Et derrière les lignes, l'ombre de Prévert...
Le
premier chapitre vous emporte comme les vagues et le vent emportent les
planches "évadées" d'un cargo au large. Le style m'a "happée": des
phrases simples, dépouillées, dans des chapitres courts et puissants.
Même ce que l'on devine à travers les mots prend toute sa dimension. La
narratrice n'a pas de nom, mais on sait qu'elle a quitté le Sud pour ce
bout de terre du Cotentin, la Hague, après la mort de son compagnon.

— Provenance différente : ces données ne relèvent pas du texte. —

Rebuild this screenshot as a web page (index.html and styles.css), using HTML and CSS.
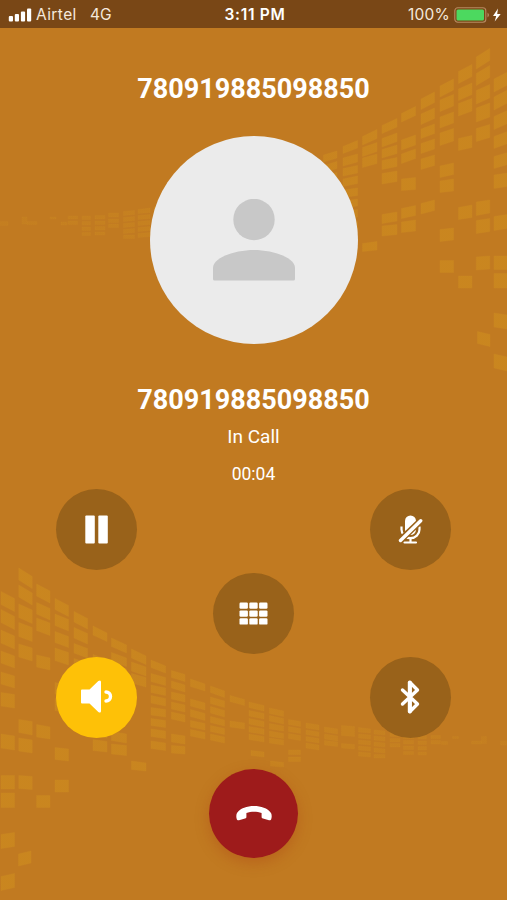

En
comptant les oiseaux et en les observant, elle lutte contre le manque,
plus que l'ennui de son homme à jamais disparu: "ton corps de colosse
était devenu une petite chose perdue au fond du lit." Dans son
quotidien, elle croise une population de "taiseux"dont les caractères
s'apparentent étrangement aux humeurs de la mer et au paysage
environnant. Il y a Raphaël, le sculpteur, et sa soeur Morgane, Max le
benêt, Mr Anselme, mémoire vivante de Jacques Prévert, Lili,et le trio
improbable Théo, la vieille et Nan qui "croit que chaque visage inconnu
est un rendu de la mer". Il faut le retour de Lambert, un homme plein de
certitudes qui veut comprendre la mort de ses parents, pour que la
narratrice comprenne qu'un drame s'est noué il y a quarante ans et que
les gens se taisent: "cette histoire effleurait la mienne, en faisant
vibrer tout le sensible". Lambert, par son errance dans le village, fait
ressurgir les ombres du passé, tout comme "les vents (qui) soufflent
les jours de tempête sont comme les tourbillons de damnés.". Les
silences deviennent des insultes, les désirs "sont mis à vif par les
vents. C'est une affaire de peau la Hague. Une affaire de sens." Au fur
et à mesure, la narratrice va se rapprocher de Lambert. Il lui ressemble
tant! Au fur et à mesure, elle va comprendre toute l'histoire, et par
un regard appuyé, un silence, elle fera parler les protagonistes. Le
lecteur devine un peu avant la narratrice ce qui s'est passé, mais
qu'importe! Pourvu qu'on ait l'ivresse de ce style au charme envoûtant!